It took the world by surprise, but as it turns out, the infamous “Trump Gaza” video with its golden statues of the President of the United States, Gazan children happily playing among dollar bills on the beach while Trump and Netanyahu sunbathe with cocktails in hand, was not, it appears, a crass vision of a Dubai-style future for the devastated Strip ordered by Donald himself.
No, it was a satirical version of the Trump “Riviera of the Middle East”, created by Solo Avital, an LA-based film-maker.
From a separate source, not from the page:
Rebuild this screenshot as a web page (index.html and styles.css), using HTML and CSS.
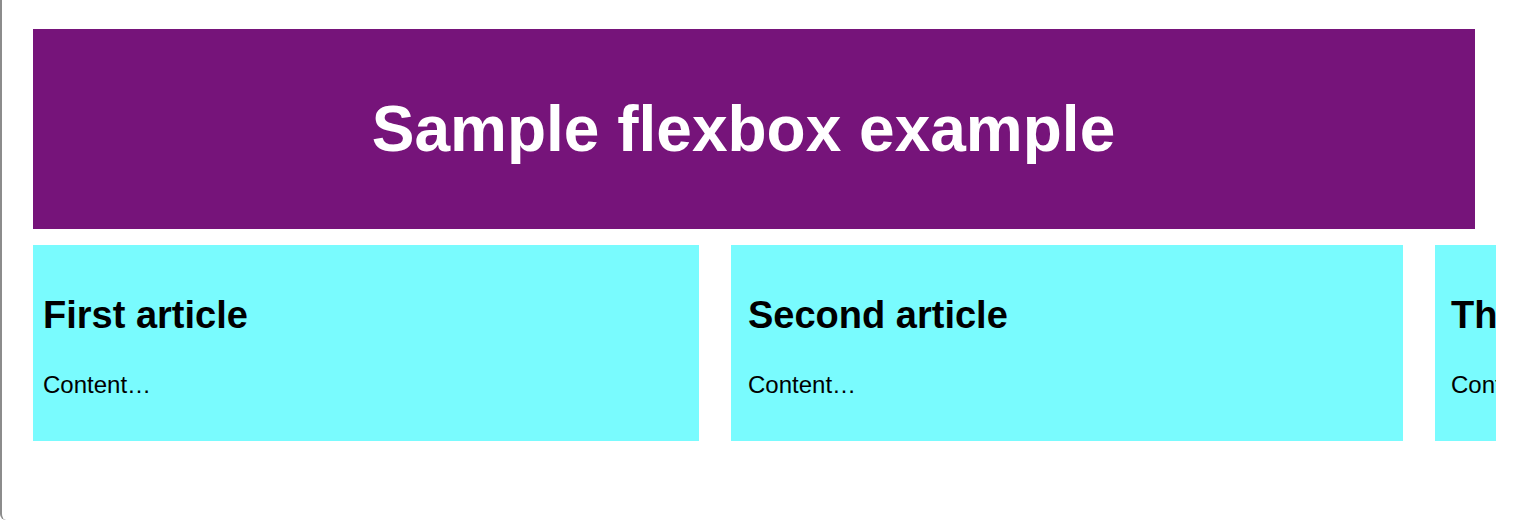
FILE: index.html
```html
<!DOCTYPE html>
<html lang="en">
<head>
  <meta charset="UTF-8">
  <title>Sample flexbox example</title>
  <meta name="viewport" content="width=device-width, initial-scale=1.0">
  <link rel="stylesheet" href="styles.css">
</head>
<body>
  <div class="frame">
    <header class="banner">
      <h1>Sample flexbox example</h1>
    </header>

    <section class="articles">
      <article class="first">
        <h2>First article</h2>
        <p>Content…</p>
      </article>
      <article class="second">
        <h2>Second article</h2>
        <p>Content…</p>
      </article>
      <article class="third">
        <h2>Third article</h2>
        <p>Content…</p>
      </article>
    </section>
  </div>
</body>
</html>
```

FILE: styles.css
```css
html, body {
  margin: 0;
  padding: 0;
  background: #fff;
}

body {
  font-family: "Liberation Sans", Arial, sans-serif;
}

.frame {
  box-sizing: border-box;
  height: 520px;
  padding: 29px 0 0 31px;
  border-left: 2px solid #8c8c8c;
  border-bottom-left-radius: 6px;
  overflow: hidden;
}

.banner {
  width: 1442px;
  height: 200px;
  background: #76147a;
  display: flex;
  align-items: center;
  justify-content: center;
}

.banner h1 {
  margin: 0;
  color: #fff;
  font-size: 64px;
  font-weight: bold;
  padding-right: 21px;
}

/* the row is wider than the window; the third card gets cut off */
.articles {
  display: flex;
  gap: 32px;
  width: 1463px;
  margin-top: 16px;
  overflow: hidden;
}

article {
  flex: none;
  box-sizing: border-box;
  height: 196px;
  padding: 49px 10px 0;
  background: #79fbfe;
}

.first { width: 666px; }
.second { width: 672px; padding-left: 17px; }
.third { width: 672px; padding-left: 16px; }

article h2 {
  margin: 0;
  font-size: 38px;
  font-weight: bold;
  white-space: nowrap;
}

article p {
  margin: 34px 0 0;
  font-size: 24px;
  white-space: nowrap;
}
```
He meant it as a play on Trump’s “megalomaniac idea”.
According to Avital, the whole video took him eight hours of work, playing with the tools of Arcana AI, a free image generator (well done, Arcana!) and Trump’s declaration of his vision on the future of Gaza.
Avital is a US citizen born in Israel, and he runs EyeMix, a visual company, with his business partner, Ariel Vromen (director of the 2012 film The Iceman, starring Michael Shannon, Winona Ryder and Chris Evans). The Trump video was created in early February as a joke and Vromen put it on Instagram but took it down after a few hours because Avital, as he tells The Guardian, feared “it might be a little insensitive and we don’t want to take sides”.
Indeed. On 26 February, Trump posted it on its Truth Social without any explanation. To Avital, the whole story is a cautionary tale: “We are storytellers, we’re not provocateurs. This is the duality of the satire: it depends what context you bring to it to make the punchline or the joke. Here there was no context and it was posted without our consent or knowledge”.
How did Trump find the video? Avital says he had shared the clip with some friends and an early version of it with actor Mel Gibson, whom Trump named as a special ambassador to Hollywood in January, and who has previously collaborated with EyeMix and Arcana. Gibson however, denied passing it on to the White House.
Avital woke up on February 27 to find “thousands” of messages from friends alerting him to Trump’s post. “If it was the skit for Saturday Night Live” he says “the whole perception of this in the media would be the opposite – look how wild this president is and his ideas, everyone would think it’s a joke.” This is, he says, “how fake news spreads when every network takes what they want and shoves it down their viewers with their narratives attached”.
Context, as always, is all. The Trump Gaza video however, will stay in our collective memory – and not as a joke.